● **Records**:
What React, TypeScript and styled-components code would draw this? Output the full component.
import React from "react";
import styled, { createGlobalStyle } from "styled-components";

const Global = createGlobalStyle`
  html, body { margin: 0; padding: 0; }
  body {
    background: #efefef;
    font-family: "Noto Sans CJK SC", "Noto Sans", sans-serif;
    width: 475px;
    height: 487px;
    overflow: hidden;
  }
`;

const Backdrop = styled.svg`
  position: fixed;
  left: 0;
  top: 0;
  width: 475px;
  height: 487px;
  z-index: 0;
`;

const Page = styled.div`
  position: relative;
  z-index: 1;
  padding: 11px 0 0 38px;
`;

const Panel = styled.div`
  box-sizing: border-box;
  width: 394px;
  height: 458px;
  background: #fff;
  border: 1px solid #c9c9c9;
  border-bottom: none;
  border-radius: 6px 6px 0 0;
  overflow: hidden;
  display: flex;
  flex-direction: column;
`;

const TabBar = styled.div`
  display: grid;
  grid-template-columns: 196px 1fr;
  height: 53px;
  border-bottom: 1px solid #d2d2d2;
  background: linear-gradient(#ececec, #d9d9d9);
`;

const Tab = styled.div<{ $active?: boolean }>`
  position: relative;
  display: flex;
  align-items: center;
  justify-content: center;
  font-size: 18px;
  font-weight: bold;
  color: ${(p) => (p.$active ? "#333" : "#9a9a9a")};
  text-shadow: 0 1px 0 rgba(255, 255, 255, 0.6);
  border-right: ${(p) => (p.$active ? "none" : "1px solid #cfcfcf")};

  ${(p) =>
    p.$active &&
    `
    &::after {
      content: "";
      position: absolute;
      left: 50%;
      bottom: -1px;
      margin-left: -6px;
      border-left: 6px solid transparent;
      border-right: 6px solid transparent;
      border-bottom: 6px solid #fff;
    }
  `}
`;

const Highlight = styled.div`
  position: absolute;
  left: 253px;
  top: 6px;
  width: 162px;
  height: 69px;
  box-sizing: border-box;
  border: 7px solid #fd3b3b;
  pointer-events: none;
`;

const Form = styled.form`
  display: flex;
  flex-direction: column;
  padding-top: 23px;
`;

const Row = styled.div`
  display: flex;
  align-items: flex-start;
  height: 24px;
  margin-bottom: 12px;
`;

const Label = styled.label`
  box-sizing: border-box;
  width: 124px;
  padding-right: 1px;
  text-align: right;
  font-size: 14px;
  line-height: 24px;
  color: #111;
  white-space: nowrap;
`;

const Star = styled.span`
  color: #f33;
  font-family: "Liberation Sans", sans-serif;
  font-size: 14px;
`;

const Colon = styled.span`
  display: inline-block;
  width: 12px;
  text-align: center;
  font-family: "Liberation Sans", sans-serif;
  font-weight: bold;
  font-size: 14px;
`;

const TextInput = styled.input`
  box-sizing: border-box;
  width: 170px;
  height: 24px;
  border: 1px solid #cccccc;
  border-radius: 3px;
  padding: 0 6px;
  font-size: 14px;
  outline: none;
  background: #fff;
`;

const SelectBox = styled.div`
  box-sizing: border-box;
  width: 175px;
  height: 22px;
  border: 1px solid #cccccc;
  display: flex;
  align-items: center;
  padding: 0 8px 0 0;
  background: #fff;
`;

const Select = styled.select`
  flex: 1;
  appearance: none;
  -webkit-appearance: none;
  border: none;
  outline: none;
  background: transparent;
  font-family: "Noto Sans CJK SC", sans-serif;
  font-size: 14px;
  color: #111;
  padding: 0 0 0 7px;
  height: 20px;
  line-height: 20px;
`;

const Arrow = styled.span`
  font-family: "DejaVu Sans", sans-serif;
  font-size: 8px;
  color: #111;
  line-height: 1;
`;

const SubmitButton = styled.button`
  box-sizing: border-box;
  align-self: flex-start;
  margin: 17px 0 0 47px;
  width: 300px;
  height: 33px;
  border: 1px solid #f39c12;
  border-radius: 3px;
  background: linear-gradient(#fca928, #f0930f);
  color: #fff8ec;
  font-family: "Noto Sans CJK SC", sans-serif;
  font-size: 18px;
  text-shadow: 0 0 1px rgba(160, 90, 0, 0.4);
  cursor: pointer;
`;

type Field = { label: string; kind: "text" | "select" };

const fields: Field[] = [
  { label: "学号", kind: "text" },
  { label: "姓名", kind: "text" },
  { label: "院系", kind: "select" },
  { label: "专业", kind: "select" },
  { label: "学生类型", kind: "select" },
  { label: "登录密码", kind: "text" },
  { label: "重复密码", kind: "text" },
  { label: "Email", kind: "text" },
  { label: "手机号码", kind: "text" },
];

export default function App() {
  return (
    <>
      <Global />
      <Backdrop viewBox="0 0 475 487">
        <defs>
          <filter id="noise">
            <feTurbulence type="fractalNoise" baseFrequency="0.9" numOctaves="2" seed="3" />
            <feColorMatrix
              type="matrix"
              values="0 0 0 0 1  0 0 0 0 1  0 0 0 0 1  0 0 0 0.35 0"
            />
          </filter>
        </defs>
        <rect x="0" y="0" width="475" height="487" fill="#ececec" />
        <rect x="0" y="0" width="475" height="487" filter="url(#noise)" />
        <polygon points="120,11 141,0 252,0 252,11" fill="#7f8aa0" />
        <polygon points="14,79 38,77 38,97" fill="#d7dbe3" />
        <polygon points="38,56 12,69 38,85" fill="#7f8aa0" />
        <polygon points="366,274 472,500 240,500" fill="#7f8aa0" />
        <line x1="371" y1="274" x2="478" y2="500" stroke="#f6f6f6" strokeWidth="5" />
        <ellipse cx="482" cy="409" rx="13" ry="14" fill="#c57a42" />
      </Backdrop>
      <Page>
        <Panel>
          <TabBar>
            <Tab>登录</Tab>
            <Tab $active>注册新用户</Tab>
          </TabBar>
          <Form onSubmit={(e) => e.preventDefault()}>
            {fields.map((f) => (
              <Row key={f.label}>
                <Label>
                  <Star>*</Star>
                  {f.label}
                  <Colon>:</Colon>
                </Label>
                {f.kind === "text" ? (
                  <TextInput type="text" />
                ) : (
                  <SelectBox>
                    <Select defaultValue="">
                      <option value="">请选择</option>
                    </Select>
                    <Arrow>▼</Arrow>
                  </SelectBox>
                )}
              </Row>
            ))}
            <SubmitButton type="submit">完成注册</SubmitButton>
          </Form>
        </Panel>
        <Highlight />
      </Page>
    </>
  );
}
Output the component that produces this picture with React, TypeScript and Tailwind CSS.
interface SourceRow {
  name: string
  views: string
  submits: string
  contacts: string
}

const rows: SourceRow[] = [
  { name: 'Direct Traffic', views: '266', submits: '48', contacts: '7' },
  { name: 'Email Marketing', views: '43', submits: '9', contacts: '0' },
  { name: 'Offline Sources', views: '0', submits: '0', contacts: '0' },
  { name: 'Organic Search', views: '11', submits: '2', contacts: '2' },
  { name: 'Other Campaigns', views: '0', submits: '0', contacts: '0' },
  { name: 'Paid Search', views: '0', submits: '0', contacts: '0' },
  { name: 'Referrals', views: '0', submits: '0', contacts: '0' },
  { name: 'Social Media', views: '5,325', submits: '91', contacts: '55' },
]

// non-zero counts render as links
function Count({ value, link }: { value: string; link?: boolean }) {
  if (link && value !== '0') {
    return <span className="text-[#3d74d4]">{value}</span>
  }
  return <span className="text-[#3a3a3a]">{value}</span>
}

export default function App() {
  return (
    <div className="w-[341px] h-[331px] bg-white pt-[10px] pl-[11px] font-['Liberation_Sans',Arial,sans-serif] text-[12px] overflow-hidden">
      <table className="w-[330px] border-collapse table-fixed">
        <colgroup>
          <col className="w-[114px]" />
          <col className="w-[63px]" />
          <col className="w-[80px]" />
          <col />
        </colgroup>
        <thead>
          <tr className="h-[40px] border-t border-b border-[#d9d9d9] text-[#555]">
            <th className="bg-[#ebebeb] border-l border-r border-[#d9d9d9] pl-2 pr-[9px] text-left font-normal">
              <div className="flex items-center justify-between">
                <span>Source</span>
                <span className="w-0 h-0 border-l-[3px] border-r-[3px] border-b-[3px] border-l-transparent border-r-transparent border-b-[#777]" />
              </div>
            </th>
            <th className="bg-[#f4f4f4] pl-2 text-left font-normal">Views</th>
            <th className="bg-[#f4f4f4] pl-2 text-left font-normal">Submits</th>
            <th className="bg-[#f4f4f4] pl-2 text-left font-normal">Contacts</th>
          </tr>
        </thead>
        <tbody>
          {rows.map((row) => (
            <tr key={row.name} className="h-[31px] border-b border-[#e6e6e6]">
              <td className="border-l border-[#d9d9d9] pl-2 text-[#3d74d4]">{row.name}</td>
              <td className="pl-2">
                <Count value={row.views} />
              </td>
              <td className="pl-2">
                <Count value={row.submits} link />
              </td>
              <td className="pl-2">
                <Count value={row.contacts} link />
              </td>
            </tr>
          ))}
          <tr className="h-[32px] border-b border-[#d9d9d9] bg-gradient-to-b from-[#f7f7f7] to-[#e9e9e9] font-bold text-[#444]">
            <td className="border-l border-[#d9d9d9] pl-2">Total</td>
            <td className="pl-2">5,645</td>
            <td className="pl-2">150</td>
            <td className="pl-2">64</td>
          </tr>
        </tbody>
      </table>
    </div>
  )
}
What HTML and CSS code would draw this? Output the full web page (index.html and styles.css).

● **WHAT TO DO**: Isolate the lines above that contain the word "this" and copy them.

● **FULL OUTPUT**:
What React, TypeScript and styled-components code would draw this? Output the full component.
Output the component that produces this picture with React, TypeScript and Tailwind CSS.
What HTML and CSS code would draw this? Output the full web page (index.html and styles.css).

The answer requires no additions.